In our model, nodes do not contain a pointer to their parents. We believe this should be optional, as including such pointers can be expensive. Where desired, parent pointers can be represented by an element node with tag ``..'' and one child which is a reference to the parent.

3   Nested relational algebra

In the relational approach to databases, everything is a table. In the nested relational approach, data is composed of tuples and lists, arbitrarily nested (hence the name). In place of a table, one might have a list of tuples. But also, for instance, a bibliography might be represented by a list of tuples (one for each book), where one field of the tuples is itself a list of authors.

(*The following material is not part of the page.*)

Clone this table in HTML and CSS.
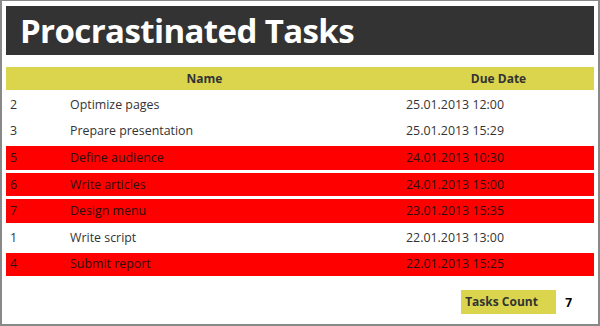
FILE: index.html
```html
<!DOCTYPE html>
<html lang="en">
<head>
    <meta charset="UTF-8">
    <title>Procrastinated Tasks</title>
    <link rel="stylesheet" href="styles.css">
</head>
<body>
    <div class="frame">
        <h1 class="title">Procrastinated Tasks</h1>
        <table class="tasks">
            <colgroup>
                <col class="col-id">
                <col class="col-name">
                <col class="col-date">
            </colgroup>
            <thead>
                <tr>
                    <th colspan="2">Name</th>
                    <th>Due Date</th>
                </tr>
            </thead>
            <tbody>
                <tr><td>2</td><td>Optimize pages</td><td>25.01.2013 12:00</td></tr>
                <tr><td>3</td><td>Prepare presentation</td><td>25.01.2013 15:29</td></tr>
                <tr class="late"><td>5</td><td>Define audience</td><td>24.01.2013 10:30</td></tr>
                <tr class="late"><td>6</td><td>Write articles</td><td>24.01.2013 15:00</td></tr>
                <tr class="late"><td>7</td><td>Design menu</td><td>23.01.2013 15:35</td></tr>
                <tr><td>1</td><td>Write script</td><td>22.01.2013 13:00</td></tr>
                <tr class="late"><td>4</td><td>Submit report</td><td>22.01.2013 15:25</td></tr>
            </tbody>
        </table>
        <div class="summary">
            <span class="summary-label">Tasks Count</span>
            <span class="summary-value">7</span>
        </div>
    </div>
</body>
</html>
```

FILE: styles.css
```css
html, body {
    margin: 0;
    padding: 0;
    background: #ffffff;
}
body {
    font-family: "Open Sans", "Noto Sans", sans-serif;
    color: #333333;
}
.frame {
    box-sizing: border-box;
    width: 600px;
    height: 326px;
    border: 2px solid #898989;
    border-top-width: 1px;
    padding: 5px 4px;
}
.title {
    margin: 0;
    height: 49px;
    box-sizing: border-box;
    padding-left: 14px;
    background: #333333;
    color: #ffffff;
    font-size: 33px;
    font-weight: bold;
    line-height: 49px;
    letter-spacing: -0.6px;
}
.tasks {
    width: 100%;
    margin-top: 9px;
    border-collapse: separate;
    border-spacing: 0 3px;
    table-layout: fixed;
    font-size: 12.4px;
}
.col-id {
    width: 60px;
}
.col-date {
    width: 191px;
}
.tasks th {
    height: 23px;
    padding: 0;
    background: #dbd54d;
    color: #333333;
    font-weight: bold;
    font-size: 12px;
}
.tasks td {
    height: 23.6px;
    padding: 0 4px 1px;
    box-sizing: border-box;
    white-space: nowrap;
}
.tasks td:last-child {
    padding-left: 3px;
}
.tasks tr.late td {
    background: #ff0000;
    color: #2a1010;
}
.summary {
    display: flex;
    justify-content: flex-end;
    align-items: center;
    margin-top: 11px;
    padding-right: 22px;
}
.summary-label {
    width: 95px;
    height: 24px;
    box-sizing: border-box;
    padding-left: 4px;
    background: #dbd54d;
    font-size: 12px;
    font-weight: bold;
    line-height: 24px;
}
.summary-value {
    margin-left: 9px;
    font-size: 12px;
    font-weight: bold;
    color: #000000;
}
```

We concentrate here on lists (as opposed to bags and sets). The operations on bags and sets are similar to those on lists, and going into the details here would add little to the exposition other than length.

3.1   Tuples

Tuple values and tuple types are written in round brackets.
  (1999,"Data on the Web",["Abiteboul","Buneman","Suciu"])
    :: (Int,String,[String])
Lists and tuples use related forms for values and types, we hope this is helpful rather than confusing.

To decompose values, we allow tuples to appear on the left-hand side of a definition. For example,
  year                  :: (Int,String,[String])
  year (x,y,l)          =  x
Given a tuple representing a book, this extracts the first component.

3.2   Comprehensions

The main tool we will use is the list comprehension, which is based on a familiar notation for sets. Here is an example.
  [ value x | x <- children book0, is "author" x ]
        ==>  [ "Abiteboul", "Buneman", "Suciu" ]
This is read as follows: return the list the values of each node x, such that x is a child of book0, and x is an author node. (Recall that value, children, and is were all defined in the section on the data model).

Here is a second example.
  [ value y | x <- children bib0, is "book" x, y <- children x, is "title" y ]
        ==>  [ "Data on the Web", "Foundations of Databases" ]
This is read as follows: return the list the values of each node y, such that x is a child of bib0, and x is a book node, and y is a child of node x, and y is a title node. Note that here the values of y depend on the values of x.

For completists, here is a more formal description of comprehensions. In general, a comprehension has the form
  [ exp | qual1, ..., qualn ]
where exp is a return expression, and each quali is a qualifier. Each qualifier is either a filter, which has the form
where bool-exp is a boolean-valued expression, or a generator which has the form
  pat <- list-exp
where pat is a pattern, and list-exp is a list-valued expression. A pattern is either a variable or a tuple of patterns. The arrow in a generator may be pronounced ``drawn from''. A variable appearing in a pattern is bound, and its scope is all qualifiers to its right and the return expression.

3.3   Using comprehensions to write queries

We can use comprehensions to express fundamental query operations such as navigation, cartesian product, nesting, and joins.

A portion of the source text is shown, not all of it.